By 2004, Hayden was openly calling for the anti-war movement to sabotage the U.S.-led military campaign in Iraq. “The strategy,” he explained, “must be to deny the U.S. occupation funding, political standing, sufficient troops, and alliances necessary to their strategy for dominance.” Beyond denying any further funding to American troops, Hayden insisted that “the movement will need to start opening another underground railroad to havens in Canada for those who refuse to serve.” He also called for opposition to America’s “puppet regime” in Iraq and stressed the need to defeat the U.S. strategy of “Iraqization” -- that is, devolving power to democratically elected Iraqi leaders.
In an August 2005 Los Angeles Times editorial, Hayden called for what amounted to an American surrender in the Iraq War. Deeming the conflict ill-advised, unjustified, and immoral, he said, “the Iraq war is not worth another minute in lost lives, lost honor, lost taxes, lost allies.” As a “confidence-building measure,” he urged, “Washington should declare that it has no interest in permanent military bases or the control of Iraqi oil.” “Even the militant Shiites led by Muqtada Sadr have shown interest in the political process by collecting a million signatures for American withdrawal,” said Hayden.
An ardent environmentalist, Hayden in the past has joined with such eco-activist groups as the Rainforest Action Network and the Earth Island Institute in endorsing the Heritage Tree Preservation Act, which seeks to ban all logging in old-growth forests.

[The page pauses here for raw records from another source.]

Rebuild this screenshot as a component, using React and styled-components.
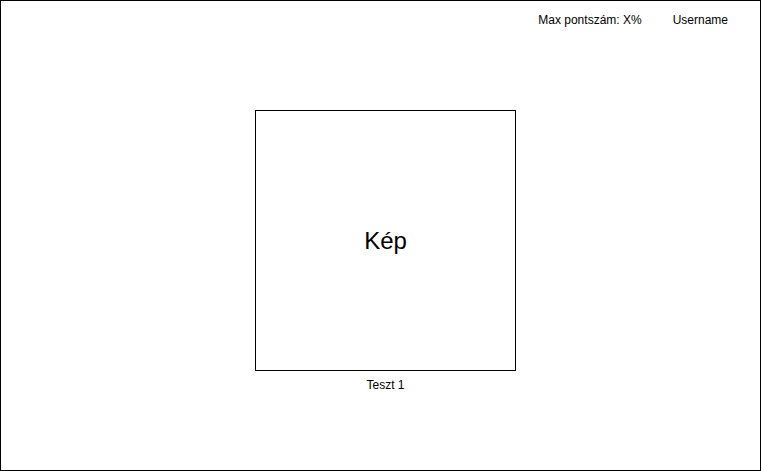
import React from "react";
import styled, { createGlobalStyle } from "styled-components";

const Global = createGlobalStyle`
  html, body { margin: 0; padding: 0; background: #fff; }
  * { box-sizing: border-box; }
`;

const Page = styled.div`
  width: 761px;
  height: 471px;
  border: 1px solid #000;
  background: #fff;
  font-family: "Liberation Sans", Arial, sans-serif;
  color: #000;
  display: flex;
  flex-direction: column;
`;

const Header = styled.header`
  height: 37px;
  display: flex;
  align-items: center;
  justify-content: flex-end;
  gap: 31px;
  padding-right: 32px;
  font-size: 12px;
  line-height: 14px;
`;

const Item = styled.span`
  white-space: nowrap;
`;

const Figure = styled.figure`
  margin: 72px 0 0 254px;
  width: 261px;
  display: flex;
  flex-direction: column;
  align-items: center;
`;

const ImageBox = styled.div`
  width: 261px;
  height: 261px;
  border: 1px solid #000;
  display: flex;
  align-items: center;
  justify-content: center;
  font-size: 24px;
  line-height: 28px;
`;

const Caption = styled.figcaption`
  margin-top: 7px;
  font-size: 12px;
  line-height: 14px;
`;

export default function App() {
  return (
    <>
      <Global />
      <Page>
        <Header>
          <Item>Max pontszám: X%</Item>
          <Item>Username</Item>
        </Header>
        <Figure>
          <ImageBox>Kép</ImageBox>
          <Caption>Teszt 1</Caption>
        </Figure>
      </Page>
    </>
  );
}
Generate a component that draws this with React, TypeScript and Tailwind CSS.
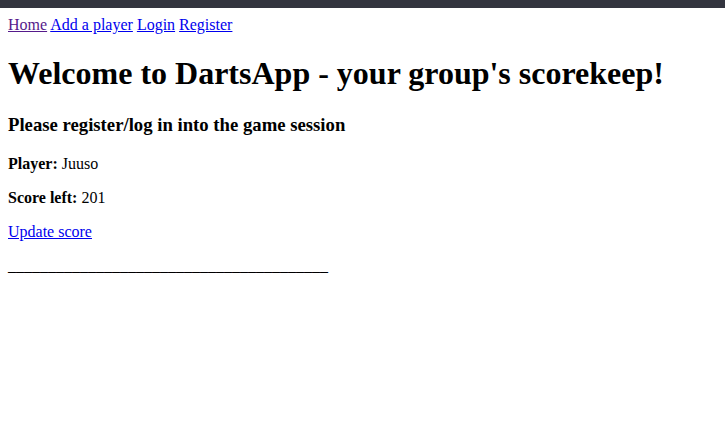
export default function App() {
  return (
    <div className="min-h-screen bg-white font-['Liberation_Serif',serif] text-[16px] leading-[normal] text-black">
      {/* top strip */}
      <div className="h-2 bg-[#33353f]" />

      <div className="p-2">
        <nav>
          <a href="#" className="text-[#551a8b] underline">Home</a>{' '}
          <a href="#" className="text-[#0000ee] underline">Add a player</a>{' '}
          <a href="#" className="text-[#0000ee] underline">Login</a>{' '}
          <a href="#" className="text-[#0000ee] underline">Register</a>
        </nav>

        <h1 className="my-[21.44px] text-[32px] font-bold">
          Welcome to DartsApp - your group's scorekeep!
        </h1>

        <h3 className="my-[18.72px] text-[18.72px] font-bold">
          Please register/log in into the game session
        </h3>

        <p className="my-4">
          <b>Player:</b> Juuso
        </p>
        <p className="my-4">
          <b>Score left:</b> 201
        </p>
        <p className="my-4">
          <a href="#" className="text-[#0000ee] underline">Update score</a>
        </p>
        <p className="my-4">________________________________________</p>
      </div>
    </div>
  );
}
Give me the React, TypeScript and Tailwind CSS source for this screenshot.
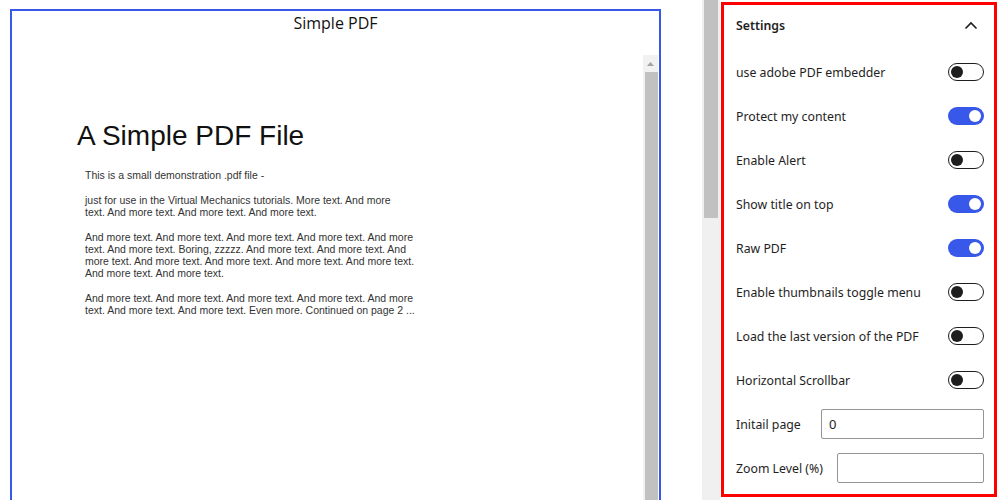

http://www.discoverthenetworks.org/individualProfile.asp?indid=1334
My, my, such a diverse little group they have there at Huffington post...and soooo open to those who advocate the overthrow of the United States...and the institution of a Marxist Communist Socialist Progressive government....not to mention that Tom Hayden, his ex-wife Jane Fonda and their pal John Kerry are the very constitutional definition of Traitors to the United States.
Please Arianna, keep up the "good work".